Sunday, October 21, 2012

Alienation and Assimilation Discussion Post (U.S. Women's Multicultural Life Writings 10-21-12)

Discussion 1 - Alienation and Assimilation
 
Melanson, Joseph

In “War Doll Hotel” by Kiana Davenport, we are given the glimpse into what it was like for her growing up, and her later running away from her home in Hawaii, and the denial of her mixed race, to go to New York City in the hopes of finding a sense of belonging on the mainland. She finds a group of women hoping to do the same, some moving on to success like her, and others who are destroyed by the big city.
Davenport has a special ability to fit in with whites, giving her a unique perspective to see them when they are amongst themselves, comfortable with their own kind.

For instance, she relates her experience sharing an apartment with the “racquet-swinging blondes from Massachusetts” who thought she was from a rich family who could afford to live in Hawaii year round, and the writer she dated whose family made racist remarks and jokes in front of their African-American help. They did not now that she was of mixed race and probably would not have reacted the same way towards her as they did.

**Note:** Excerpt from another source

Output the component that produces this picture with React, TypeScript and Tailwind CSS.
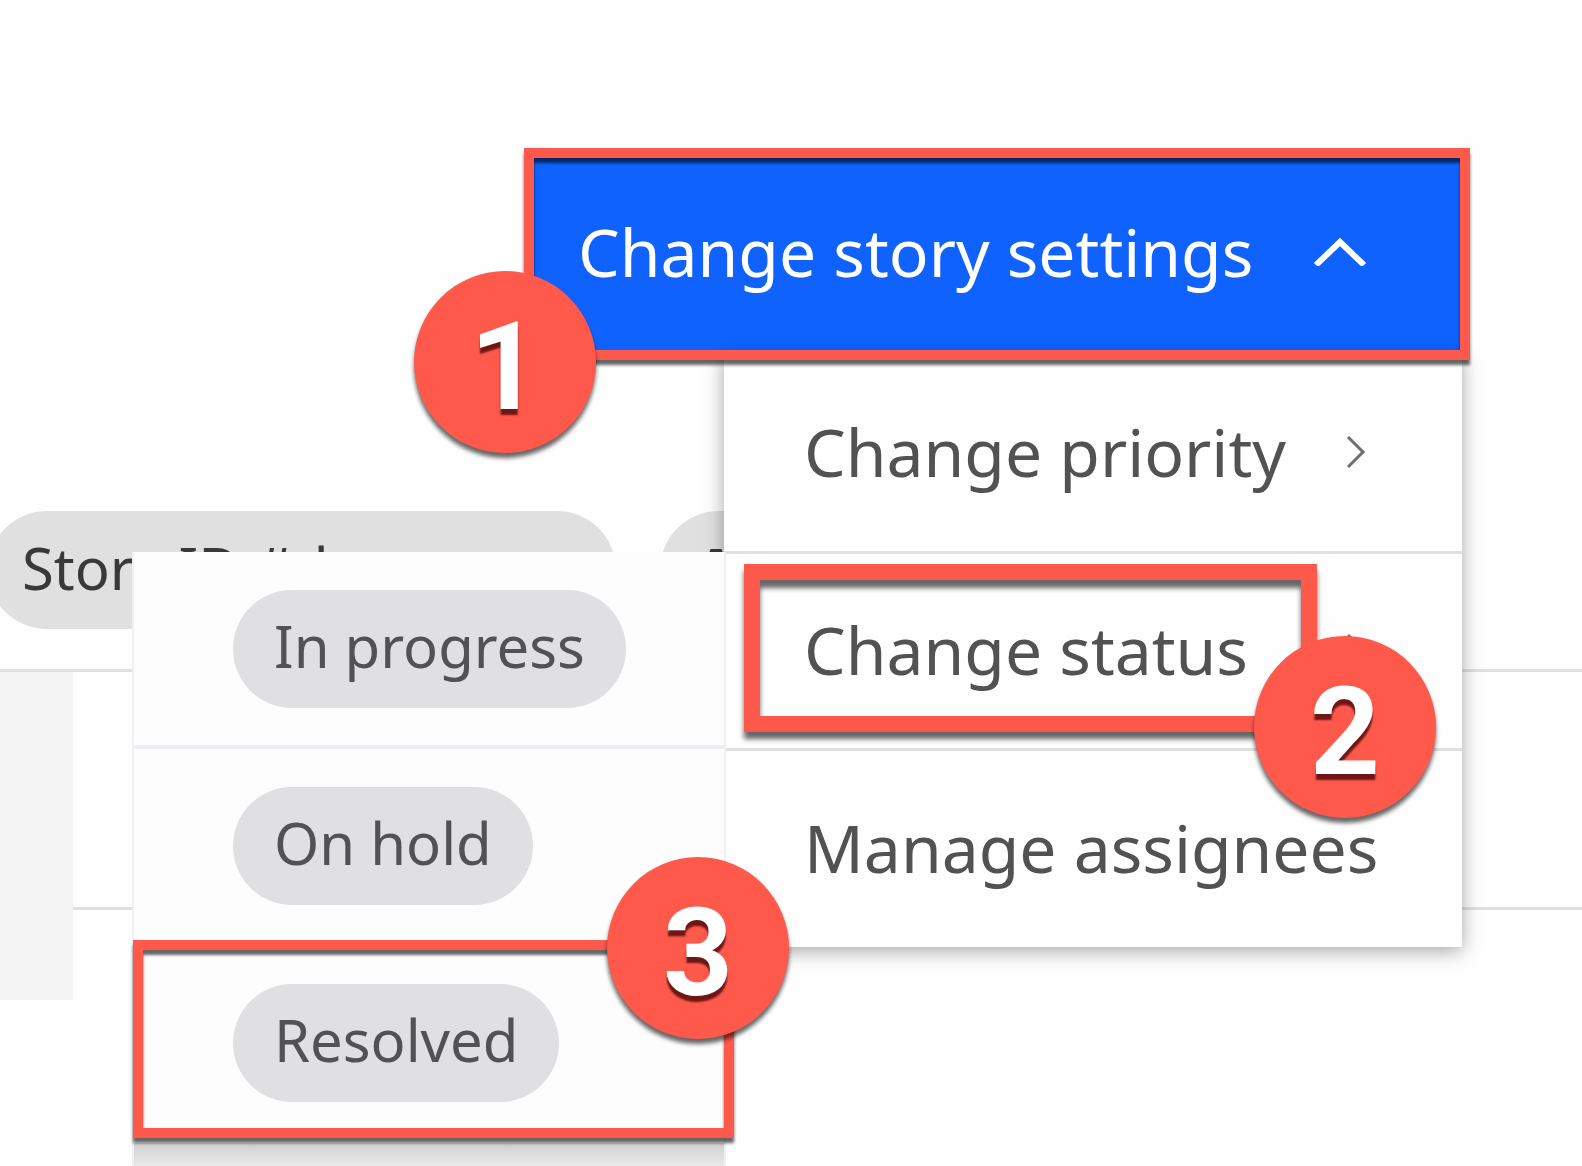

Her journey through this life in the ability to hide her darker and less socially acceptable self taught her many things. For instance, “I learned that recognizing who you are isn’t the subtext of a life. It’s the main point” (14).

Her stay at the YMCA taught her that “such profoundly dislocated, homesick young women could buoy each other up, assemble, and take aim; well, that was the important thing. New York, the target, was insignificant. Targets change” (15). I liked this statement for its profound truth. We go through many stages in life and are forced into situations with people. In all of them we have to find friends and companions to accompany on our journey, leaving some people behind, as others leave us behind. As we move through life the things and places that we place importance upon change, and whoever we are is not static, but continually changes. 

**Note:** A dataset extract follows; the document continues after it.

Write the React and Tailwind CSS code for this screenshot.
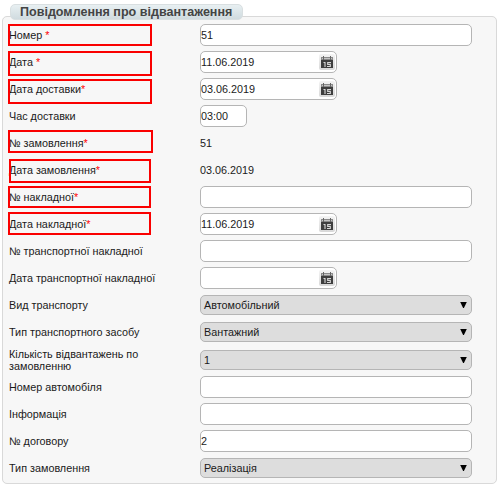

In “All My Relations” by Joyce Zonana we have the story of a woman who earns her Ph.D. and cannot find a job except in Oklahoma, forcing her to leave familiar territory in which she was already comfortable and accustomed to, to find employment in her chosen profession of teaching.

She, like all of us in different parts of our lives, lets others intimidate her. Sitting next to the state trooper at her road test, she is unable to control the car, to master the rules of the road before this state trooper who seems like a metaphor for the people who we let do this to us, those who are barely even there, who come and go out of our lives for mere minutes, yet we give them this power over us, letting them decide where to go, how we succeed and fail.

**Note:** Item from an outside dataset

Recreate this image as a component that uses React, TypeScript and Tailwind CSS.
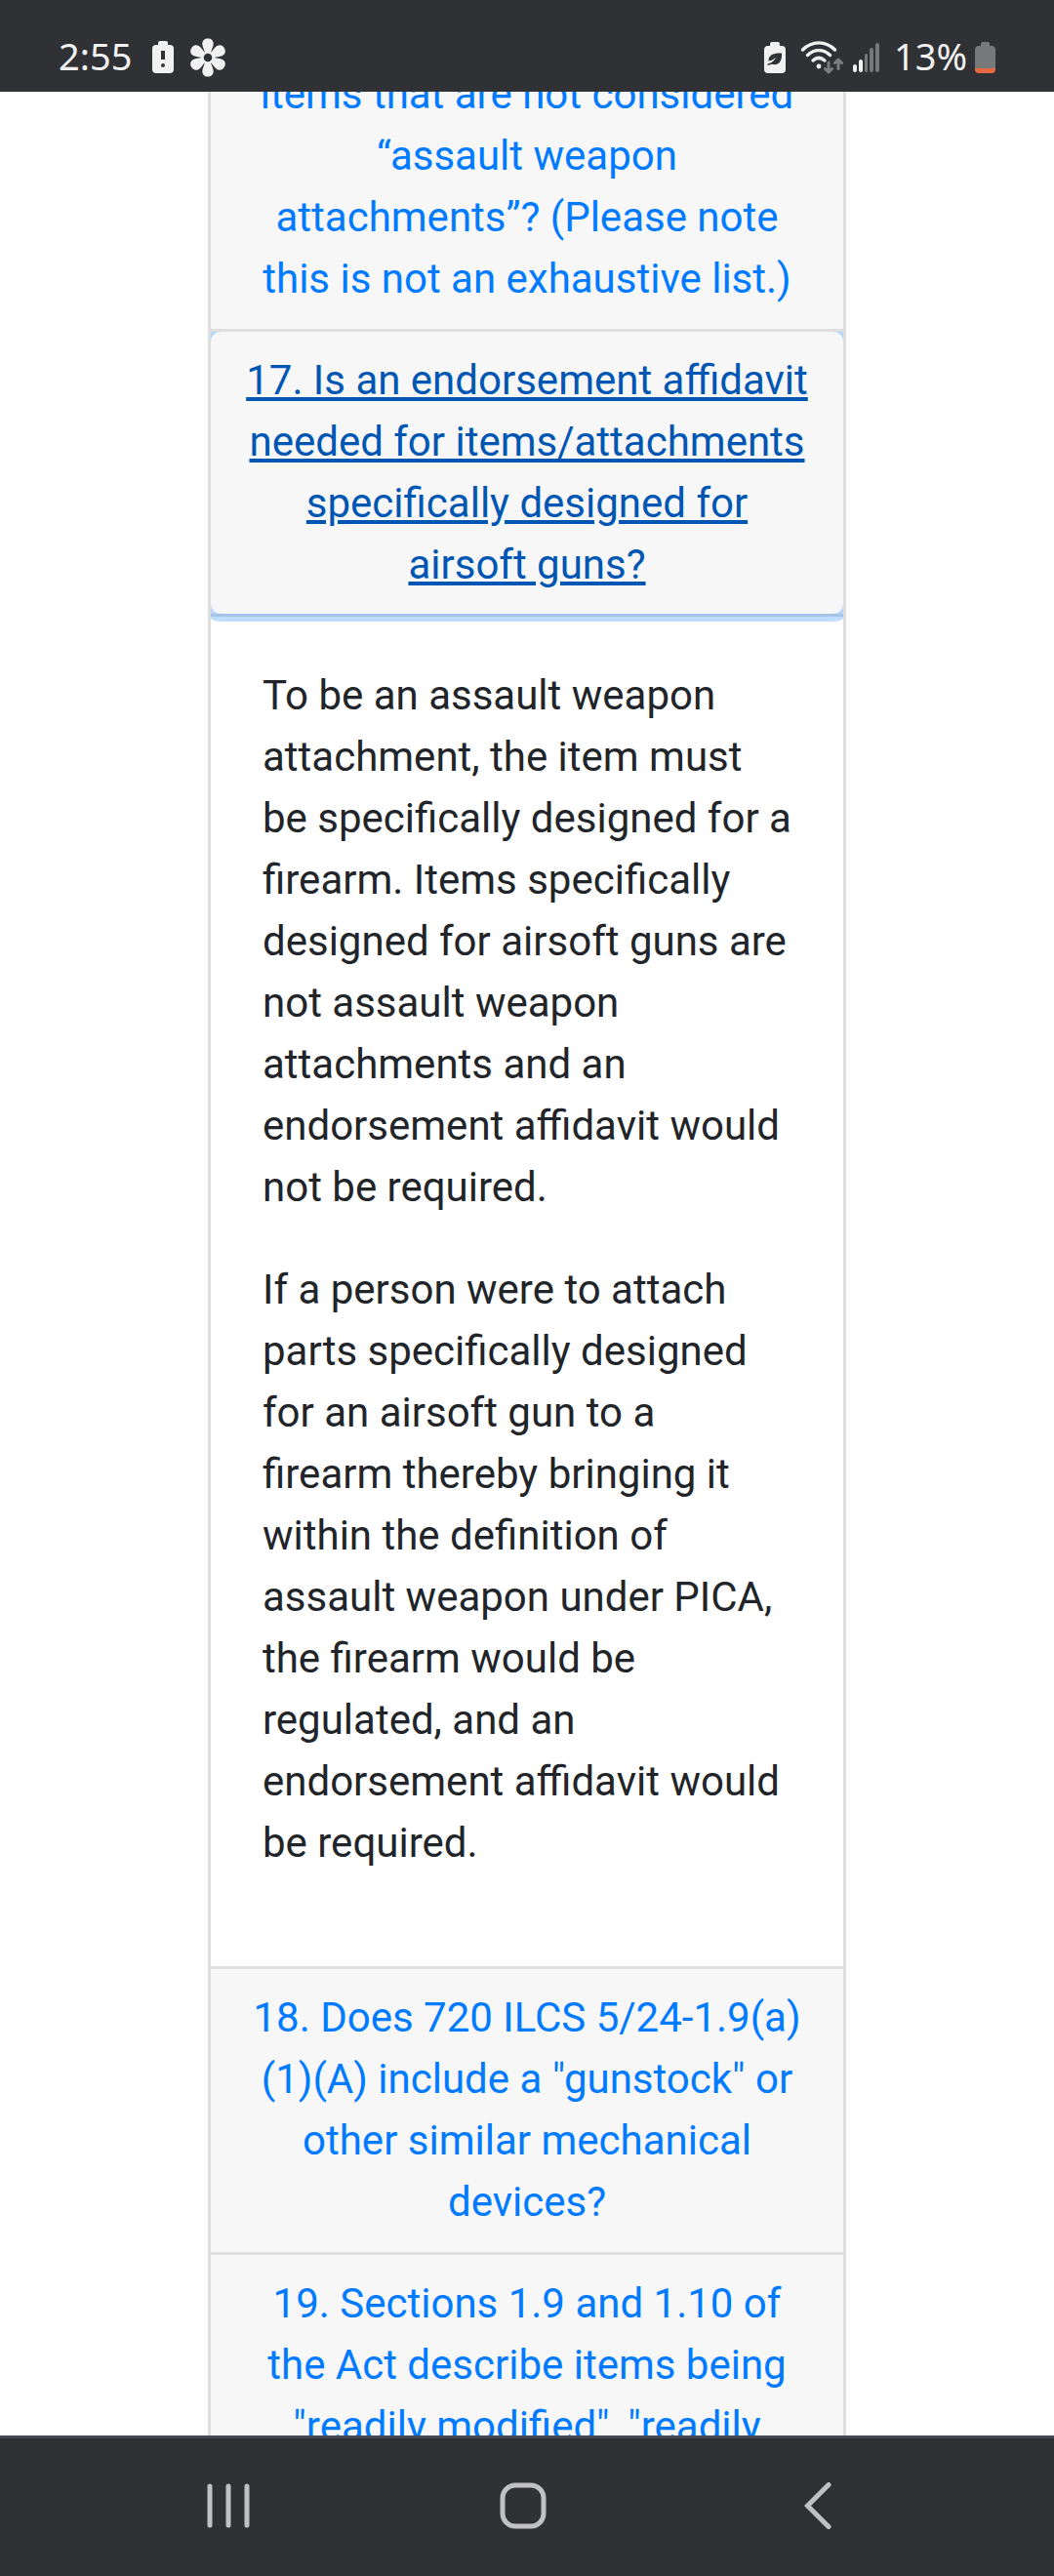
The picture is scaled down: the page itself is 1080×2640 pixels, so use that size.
import type { ReactNode } from "react";

const answer = [
  "To be an assault weapon attachment, the item must be specifically designed for a firearm. Items specifically designed for airsoft guns are not assault weapon attachments and an endorsement affidavit would not be required.",
  "If a person were to attach parts specifically designed for an airsoft gun to a firearm thereby bringing it within the definition of assault weapon under PICA, the firearm would be regulated, and an endorsement affidavit would be required.",
];

const petals = [0, 60, 120, 180, 240, 300];

function BatteryAlertIcon() {
  return (
    <svg width="24" height="34" viewBox="0 0 24 34" aria-hidden="true">
      <path
        d="M7 4V2q0-2 2-2h6q2 0 2 2v2h2q4 0 4 4v21q0 4-4 4H5q-4 0-4-4V8q0-4 4-4z"
        fill="#f1f1f1"
      />
      <path d="M12 10v9" stroke="#303135" strokeWidth="4" />
      <circle cx="12" cy="25" r="2" fill="#303135" />
    </svg>
  );
}

function FlowerIcon() {
  return (
    <svg width="40" height="40" viewBox="0 0 40 40" aria-hidden="true">
      <g fill="#f1f1f1">
        {petals.map((deg) => (
          <path
            key={deg}
            transform={`rotate(${deg} 20 20)`}
            d="M17.5 16.5C16.5 12 14.3 9 14.3 6C14.3 2.5 16.5 .5 20 .5S25.7 2.5 25.7 6C25.7 9 23.5 12 22.5 16.5z"
          />
        ))}
        <circle cx="20" cy="20" r="6" />
      </g>
      <circle cx="20" cy="20" r="4.3" fill="#303135" />
    </svg>
  );
}

function BatteryLeafIcon() {
  return (
    <svg width="22" height="32" viewBox="0 0 22 32" aria-hidden="true">
      <path
        d="M6 4V2q0-2 2-2h6q2 0 2 2v2h2q4 0 4 4v20q0 4-4 4H4q-4 0-4-4V8q0-4 4-4z"
        fill="#f1f1f1"
      />
      <path
        d="M18 11.5C10 11 4.5 13 4.5 19.5C8 19 10 17.5 12 16C10.5 19 8 21.3 3.5 22.5V24L8 22.8C15 24.5 18.5 20 18 11.5z"
        fill="#303135"
      />
    </svg>
  );
}

function WifiIcon() {
  return (
    <svg width="49" height="34" viewBox="-5 0 49 34" fill="none" aria-hidden="true">
      <g stroke="#f1f1f1" strokeWidth="3.4" strokeLinecap="round">
        <path d="M2.5 9C12 -.5 26 -.5 35.5 9" />
        <path d="M7.5 14.5C14.5 8 23.5 8 30.5 14.5" />
        <path d="M13 20C17 16.5 21 16.5 25 20" />
      </g>
      <circle cx="19" cy="26" r="2.4" fill="#f1f1f1" />
      <g stroke="#7c7d80" strokeWidth="3" strokeLinecap="round" strokeLinejoin="round">
        <path d="M29 22v9.5M25.5 28.500l3.500 3.500l3.500-3.500" />
        <path d="M39 28.500V19.500M35.500 22.500l3.500-3.500l3.500 3.500" />
      </g>
    </svg>
  );
}

function SignalIcon() {
  return (
    <svg width="28" height="30" viewBox="0 0 28 30" aria-hidden="true">
      <g fill="#f1f1f1">
        <rect x="0" y="22" width="4" height="8" rx="2" />
        <rect x="6" y="17" width="4" height="13" rx="2" />
      </g>
      <g fill="#77787a">
        <rect x="12" y="11" width="3" height="19" rx="1.5" />
        <rect x="17" y="5" width="4" height="25" rx="2" />
        <rect x="23" y="0" width="4" height="30" rx="2" />
      </g>
    </svg>
  );
}

function BatteryLowIcon() {
  return (
    <svg width="21" height="32" viewBox="0 0 21 32" aria-hidden="true">
      <path
        d="M6 4V2q0-2 2-2h5q2 0 2 2v2h2q4 0 4 4v19H0V8q0-4 4-4z"
        fill="#77787a"
      />
      <path d="M0 27h21v1q0 4-4 4H4q-4 0-4-4z" fill="#e8693f" />
    </svg>
  );
}

function StatusBar() {
  return (
    <header className="flex h-[94px] shrink-0 items-center justify-between bg-[#303135] px-[60px] pt-6 font-['Noto_Sans',sans-serif] text-[38px] leading-none text-[#f1f1f1]">
      <div className="flex items-center">
        <span className="pb-1">2:55</span>
        <div className="ml-5 flex items-center gap-[14px]">
          <BatteryAlertIcon />
          <FlowerIcon />
        </div>
      </div>
      <div className="flex items-center">
        <div className="mr-[14px] flex items-center gap-[10px]">
          <BatteryLeafIcon />
          <WifiIcon />
          <SignalIcon />
        </div>
        <span className="mr-2 pb-1">13%</span>
        <BatteryLowIcon />
      </div>
    </header>
  );
}

type FaqProps = {
  question: string;
  open?: boolean;
  children?: ReactNode;
};

function Faq({ question, open = false, children }: FaqProps) {
  return (
    <div className="overflow-hidden border-x-3 border-b-3 border-[#dfdfdf]">
      <h2 className={open ? "border-b-3 border-[#dfdfdf] bg-[#f7f7f7]" : "bg-[#f7f7f7]"}>
        <button
          type="button"
          aria-expanded={open}
          className={
            open
              ? "block w-full rounded-[10px] px-8 pt-[18px] pb-[19px] text-center text-[#0056b3] underline shadow-[0_0_0_8px_rgba(0,123,255,0.25)]"
              : "block w-full px-8 pt-[18px] pb-5 text-center text-[#007bff]"
          }
        >
          {question}
        </button>
      </h2>
      {children}
    </div>
  );
}

function NavBar() {
  return (
    <nav className="grid h-36 shrink-0 grid-cols-3 items-center justify-items-center border-t-3 border-[#45464f] bg-[#303135] pr-[91px] pb-[3px] pl-[83px] text-[#c1c1c3]">
      <button type="button" aria-label="Recent apps">
        <svg width="44" height="48" viewBox="0 0 44 48" fill="none" stroke="currentColor" strokeWidth="5" strokeLinecap="round">
          <path d="M3 4v40M22 4v40M41 4v40" />
        </svg>
      </button>
      <button type="button" aria-label="Home">
        <svg width="48" height="48" viewBox="0 0 48 48" fill="none" stroke="currentColor" strokeWidth="5">
          <rect x="3" y="3" width="42" height="42" rx="13" />
        </svg>
      </button>
      <button type="button" aria-label="Back">
        <svg width="28" height="48" viewBox="0 0 28 48" fill="none" stroke="currentColor" strokeWidth="5" strokeLinecap="round">
          <path d="M25 2.5L3.5 24L25 45.5" />
        </svg>
      </button>
    </nav>
  );
}

export default function App() {
  return (
    <div className="flex h-screen flex-col bg-white">
      <StatusBar />
      <main className="flex-1 overflow-hidden">
        {/* scrolled so that the first question is partly under the status bar */}
        <div className="mx-auto -mt-[47px] w-full max-w-[654px] font-[Roboto,sans-serif] text-[42px] leading-[63px] text-[#212529]">
          <Faq question="items that are not considered “assault weapon attachments”? (Please note this is not an exhaustive list.)" />
          <Faq
            question="17. Is an endorsement affidavit needed for items/attachments specifically designed for airsoft guns?"
            open
          >
            <div className="space-y-[42px] px-[53px] pt-[49px] pb-[95px]">
              {answer.map((text) => (
                <p key={text}>{text}</p>
              ))}
            </div>
          </Faq>
          <Faq question='18. Does 720 ILCS 5/24-1.9(a)(1)(A) include a "gunstock" or other similar mechanical devices?' />
          <Faq question='19. Sections 1.9 and 1.10 of the Act describe items being "readily modified", "readily' />
        </div>
      </main>
      <NavBar />
    </div>
  );
}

In both of the stories we find the problem of alienation in a world that forces us to find how we can assimilate. Both of the women are not able to appreciate the culture and ethnicity to which they were born until they are much older, and have left their familiar worlds. Once they are separated from which they came from, they later learn to appreciate what they were born into, and Zonana even goes so far to begin to pursue a degree in order to learn more about her people’s history and culture from which she came.

I myself am of a mixed race, Caucasian-mixed (French, Irish from my maternal grandfather, Ukrainian from my father), and Mexican-American, and possibly Native American from my maternal grandmother, she does not know if her father was Indian or not she thinks he might have been. I was always a dull shade of brown, yet I could become dark brown in the summer depending upon how much time I spent in the sun. I never felt connected to anything, no culture or people to be proud of, yet now as I am older it doesn’t mean anything to me, it is more of a matter of how proud of yourself that you are, of being proud of the person that you have created. I heard a song on the radio today that summarizes it for me. “It doesn’t matter where you came from, it only matters where you’re going”.